A bit like the orders passed down to the Paras in the lead up to Bloody Sunday. And the South Yorkshire Police? No doubt they were told in no uncertain terms to stand no nonsense from 20,000 visiting Scousers, all hell bent on causing havoc.
In 1997 the Queen visited the park where Dyer had delivered his own particular version of hell on earth. Surely some sort of apology was in order. After all, things are different now. The Indians are a vital export market. Well, they did get an apology? Of sorts.
“It is no secret that there have been some difficult episodes in our past – Jallianwala Bagh, which I shall visit tomorrow, is a distressing example. But history cannot be rewritten, however much we might sometimes wish otherwise. It has its moments of sadness, as well as gladness. We must learn from the sadness and build on the gladness.”
No much of an apology is it?
Which is why I was so profoundly shocked when were given such a profound and absolute apology on Wednesday afternoon. And for that, every one of us who was there that afternoon needs to take our hats off to the families who have fought long and hard to make it happen. And all those who stuck by the families. And the Kop.
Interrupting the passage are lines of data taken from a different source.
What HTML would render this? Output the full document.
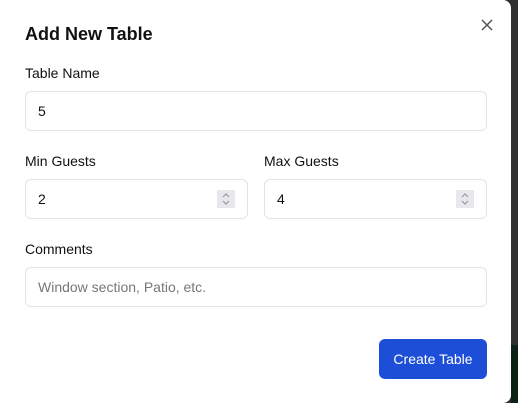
<!DOCTYPE html>
<html><head><style>
body{margin:0;width:518px;height:403px;background:#2f2f2f;position:relative;overflow:hidden;font-family:"Liberation Sans",sans-serif;}
.strip{position:absolute;left:511px;top:345px;width:7px;height:58px;background:#0b2316}
.m{position:absolute;left:0;top:0;width:511px;height:403px;background:#fff;border-radius:0 8px 8px 0;}
.t{position:absolute;left:25px;top:24px;font-size:18px;font-weight:bold;color:#111;}
.l{position:absolute;left:25px;font-size:14px;color:#111;}
.i{position:absolute;border:1px solid #e3e3e3;border-radius:6px;box-sizing:border-box;height:40px;font-size:14px;line-height:38px;padding-left:12px;color:#111;}
.sp{position:absolute;right:12px;top:10px;width:18px;height:18px;background:#e8e8ec;line-height:0;}
.sp svg{display:block}
.b{position:absolute;left:379px;top:339px;width:108px;height:40px;background:#1d4ed8;border-radius:6px;color:#fff;font-size:14px;line-height:40px;text-align:center;}
</style></head><body>
<div class="strip"></div>
<div class="m">
<div class="t">Add New Table</div>
<svg style="position:absolute;left:481px;top:19px" width="12" height="12" viewBox="0 0 12 12"><path d="M1 1L11 11M11 1L1 11" stroke="#555" stroke-width="1.5"/></svg>
<div class="l" style="top:65px">Table Name</div>
<div class="i" style="left:25px;top:91px;width:462px">5</div>
<div class="l" style="top:153px">Min Guests</div>
<div class="l" style="top:153px;left:264px">Max Guests</div>
<div class="i" style="left:25px;top:179px;width:223px">2<div class="sp"><svg width="18" height="18" viewBox="0 0 18 18"><path d="M6 7l3-3 3 3M6 11l3 3 3-3" stroke="#999" fill="none" stroke-width="1.2"/></svg></div></div>
<div class="i" style="left:264px;top:179px;width:223px">4<div class="sp"><svg width="18" height="18" viewBox="0 0 18 18"><path d="M6 7l3-3 3 3M6 11l3 3 3-3" stroke="#999" fill="none" stroke-width="1.2"/></svg></div></div>
<div class="l" style="top:241px">Comments</div>
<div class="i" style="left:25px;top:267px;width:462px;color:#777">Window section, Patio, etc.</div>
<div class="b">Create Table</div>
</div>
</body></html>
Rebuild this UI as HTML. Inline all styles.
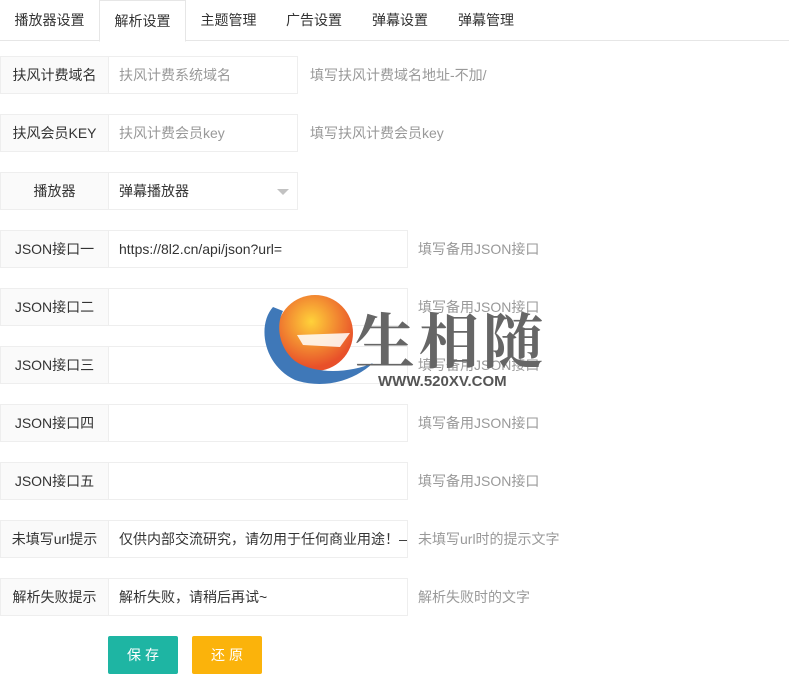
<!DOCTYPE html>
<html><head><meta charset="utf-8"><style>
*{box-sizing:border-box;margin:0;padding:0}
body{width:789px;height:682px;background:#fff;font-family:"Liberation Sans","Noto Sans CJK SC",sans-serif;font-size:14px;color:#333;position:relative;overflow:hidden}
.tabs{position:absolute;left:0;top:0;width:789px;height:41px;border-bottom:1px solid #e6e6e6}
.tab{position:absolute;top:0;height:41px;line-height:41px;text-align:center;font-size:14px;color:#333}
.tab.on{background:#fff;border:1px solid #e6e6e6;border-bottom:1px solid #fff;height:42px}
.row{position:absolute;left:0;height:38px}
.lab{position:absolute;left:0;top:0;width:109px;height:38px;line-height:36px;border:1px solid #eee;background:#fafafa;text-align:center;font-size:14px;color:#333}
.inp{position:absolute;left:108px;top:0;height:38px;line-height:36px;border:1px solid #eee;background:#fff;padding-left:10px;white-space:nowrap;overflow:hidden;color:#333}
.ph{color:#999}
.tip{position:absolute;top:0;line-height:38px;color:#999;white-space:nowrap}
.btn{position:absolute;top:636px;height:38px;width:70px;line-height:38px;text-align:center;color:#fff;border-radius:2px;letter-spacing:4px;padding-left:4px}
</style></head><body>
<div class="tabs">
<div class="tab" style="left:0;width:99px">播放器设置</div>
<div class="tab on" style="left:99px;width:87px">解析设置</div>
<div class="tab" style="left:186px;width:85px">主题管理</div>
<div class="tab" style="left:271px;width:86px">广告设置</div>
<div class="tab" style="left:357px;width:86px">弹幕设置</div>
<div class="tab" style="left:443px;width:86px">弹幕管理</div>
</div>

<div class="row" style="top:56px"><div class="lab">扶风计费域名</div><div class="inp ph" style="width:190px">扶风计费系统域名</div><div class="tip" style="left:310px">填写扶风计费域名地址-不加/</div></div>
<div class="row" style="top:114px"><div class="lab">扶风会员KEY</div><div class="inp ph" style="width:190px">扶风计费会员key</div><div class="tip" style="left:310px">填写扶风计费会员key</div></div>
<div class="row" style="top:172px"><div class="lab">播放器</div><div class="inp" style="width:190px">弹幕播放器<span style="position:absolute;left:168px;top:16px;border:6px solid transparent;border-top:6px solid #c2c2c2;border-bottom:0"></span></div></div>
<div class="row" style="top:230px"><div class="lab">JSON接口一</div><div class="inp" style="width:300px">https://8l2.cn/api/json?url=</div><div class="tip" style="left:418px">填写备用JSON接口</div></div>
<div class="row" style="top:288px"><div class="lab">JSON接口二</div><div class="inp" style="width:300px"></div><div class="tip" style="left:418px">填写备用JSON接口</div></div>
<div class="row" style="top:346px"><div class="lab">JSON接口三</div><div class="inp" style="width:300px"></div><div class="tip" style="left:418px">填写备用JSON接口</div></div>
<div class="row" style="top:404px"><div class="lab">JSON接口四</div><div class="inp" style="width:300px"></div><div class="tip" style="left:418px">填写备用JSON接口</div></div>
<div class="row" style="top:462px"><div class="lab">JSON接口五</div><div class="inp" style="width:300px"></div><div class="tip" style="left:418px">填写备用JSON接口</div></div>
<div class="row" style="top:520px"><div class="lab">未填写url提示</div><div class="inp" style="width:300px">仅供内部交流研究，请勿用于任何商业用途！—</div><div class="tip" style="left:418px">未填写url时的提示文字</div></div>
<div class="row" style="top:578px"><div class="lab">解析失败提示</div><div class="inp" style="width:300px">解析失败，请稍后再试~</div><div class="tip" style="left:418px">解析失败时的文字</div></div>

<div class="btn" style="left:108px;background:#1eb5a3">保存</div>
<div class="btn" style="left:192px;background:#fbb30b">还原</div>

<svg style="position:absolute;left:255px;top:285px" width="300" height="110">
<defs><radialGradient id="g" cx="0.45" cy="0.35" r="0.6"><stop offset="0" stop-color="#ffd23a"/><stop offset="1" stop-color="#e8502a"/></radialGradient></defs>
<circle cx="60" cy="48" r="38" fill="url(#g)"/>
<path d="M18 22 C2 40 8 80 40 95 C70 105 100 95 118 78 C95 88 60 90 40 76 C25 64 20 42 28 26 Z" fill="#3f78b8"/>
<path d="M42 50 L95 48 L85 62 L48 60 Z" fill="#fff" opacity="0.85"/>
<text x="100" y="78" font-family="Noto Serif CJK SC,serif" font-size="60" font-weight="bold" fill="#666" letter-spacing="4">生相随</text>
<text x="123" y="101" font-family="Liberation Sans,sans-serif" font-size="15" font-weight="bold" fill="#555">WWW.520XV.COM</text>
</svg>
</body></html>
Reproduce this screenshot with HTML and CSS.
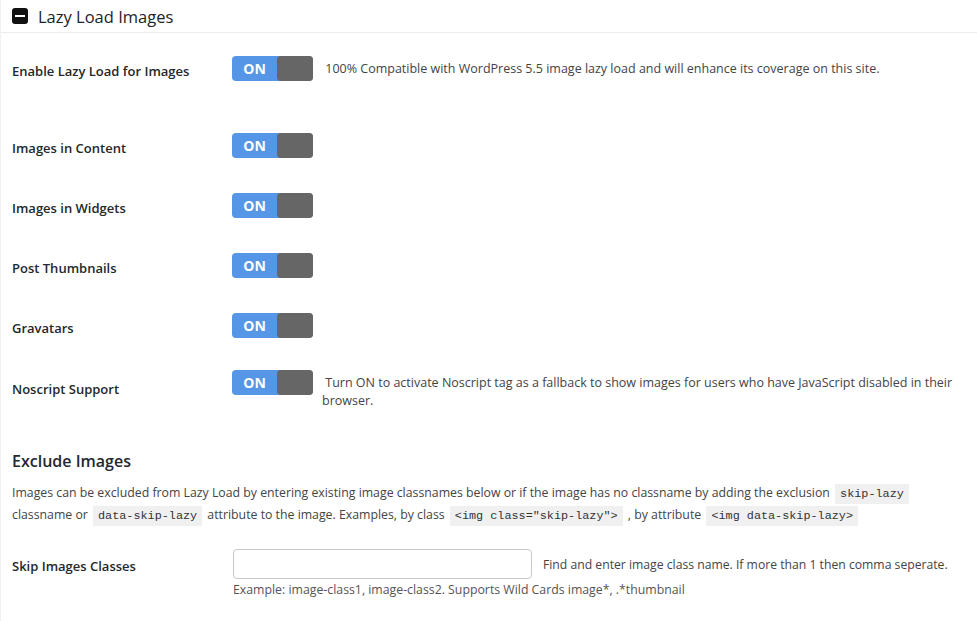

And the Evertonians. And Kenny and Marina Dalglish. And yes, Sir Alex Fergusson. And all the journalists who refused to allow the news to become old news. And Andy Burnham and Steve Rotherham. And most of all, the endlessly proud and awkward people of Liverpool.
The city that never, ever backs down.
It takes one hell of a lot to make the British Establishment back down, give up its secrets and say sorry. Properly.
Well we did it. All of us. We never forgot the 96. It took us 23 years, but we got there in the end.